A Missouri elections supervisor who knew they tested positive for the coronavirus and still worked at a polling site Election Day has died.
The unidentified election judge supervisor in St. Charles County tested positive for the virus Oct. 30 and failed to isolate for the recommended two-week period, the county said Thursday. It is unclear what caused the election worker’s death.
Instead of isolating as advised by the private lab that provided the test, the election supervisor worked at the Blanchette Park Memorial Hall polling site, where 1,858 voters cast ballots. County officials do not think the voters who came through the site would be considered close contacts with the supervisor, but nine election workers have been advised to get tested.
Election workers were required to wear face coverings, such as shields or masks, and dividers separated voters in an effort to curb the virus’ spread, according to St. Charles County Director of Elections Kurt Bahr. The election supervisor was not engaged in activities that would typically keep them in close contact with voters, such as taking identification or handing out ballot materials.

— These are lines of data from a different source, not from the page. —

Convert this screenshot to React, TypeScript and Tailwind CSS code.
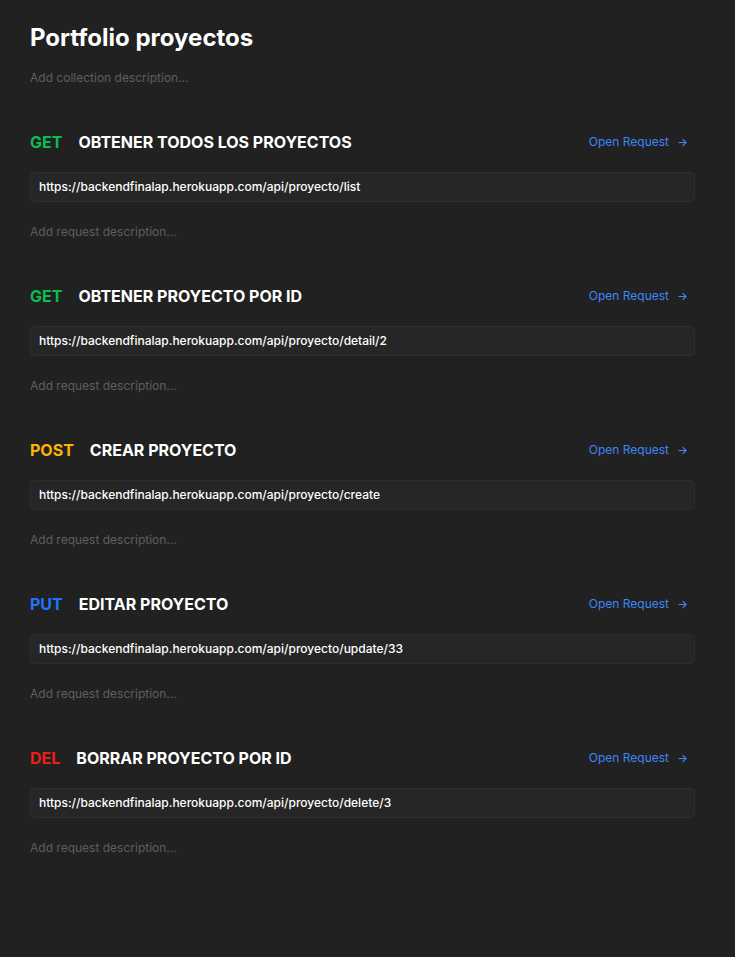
import React from 'react';

const requests = [
  { method: 'GET', color: 'text-[#0cbb52]', name: 'OBTENER TODOS LOS PROYECTOS', url: 'https://backendfinalap.herokuapp.com/api/proyecto/list' },
  { method: 'GET', color: 'text-[#0cbb52]', name: 'OBTENER PROYECTO POR ID', url: 'https://backendfinalap.herokuapp.com/api/proyecto/detail/2' },
  { method: 'POST', color: 'text-[#ffb400]', name: 'CREAR PROYECTO', url: 'https://backendfinalap.herokuapp.com/api/proyecto/create' },
  { method: 'PUT', color: 'text-[#1f74ff]', name: 'EDITAR PROYECTO', url: 'https://backendfinalap.herokuapp.com/api/proyecto/update/33' },
  { method: 'DEL', color: 'text-[#eb2013]', name: 'BORRAR PROYECTO POR ID', url: 'https://backendfinalap.herokuapp.com/api/proyecto/delete/3' },
];

export default function App() {
  return (
    <div className="min-h-screen bg-[#212121] pl-[30px] pr-[40px] pt-[22px] pb-10" style={{ fontFamily: 'Inter, "Noto Sans", sans-serif' }}>
      <h1 className="text-[24px] leading-[32px] font-bold text-white">Portfolio proyectos</h1>
      <p className="mt-[16px] text-[12px] leading-[16px] text-[#5f5f5f]">Add collection description...</p>

      <div className="mt-[46px] flex flex-col gap-[46px]">
        {requests.map((r) => (
          <div key={r.url}>
            {/* header */}
            <div className="flex items-center h-[20px]">
              <span className={`text-[16px] font-bold ${r.color}`}>{r.method}</span>
              <span className="ml-4 text-[16px] font-bold text-white">{r.name}</span>
              <a className="ml-auto mr-[8px] flex items-center gap-[9px] text-[12px] text-[#3d86f7]">
                Open Request
                <svg width="9" height="9" viewBox="0 0 10 10" fill="none" stroke="currentColor" strokeWidth="1.2" strokeLinecap="round" strokeLinejoin="round">
                  <path d="M1 5h8M5.5 1.5 9 5 5.5 8.5" />
                </svg>
              </a>
            </div>
            {/* url */}
            <div className="mt-[20px] h-[30px] rounded-[4px] border border-[#2d2d2d] bg-[#262626] px-[8px] flex items-center">
              <span className="text-[12px] font-medium text-white">{r.url}</span>
            </div>
            <p className="mt-[22px] text-[12px] leading-[16px] text-[#5f5f5f]">Add request description...</p>
          </div>
        ))}
      </div>
    </div>
  );
}
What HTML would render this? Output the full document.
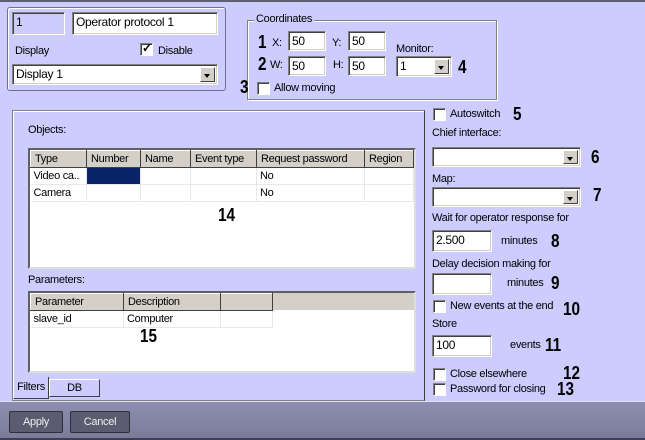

St. Charles County Director of Public Health Demetrius Cianci-Chapman reminded residents to “be responsible to others in the community” after receiving a positive test result.
“There is no more important duty than protecting the health of our families, friends and those who reside in the community with us,” Cianci-Chapman said.
Coronavirus cases in the U.S. have hit record-breaking daily totals for two straight days. The country saw 104,429 new cases Wednesday, breaking the single-day record of 98,583 new cases set last week
There were 120,048 new cases Thursday.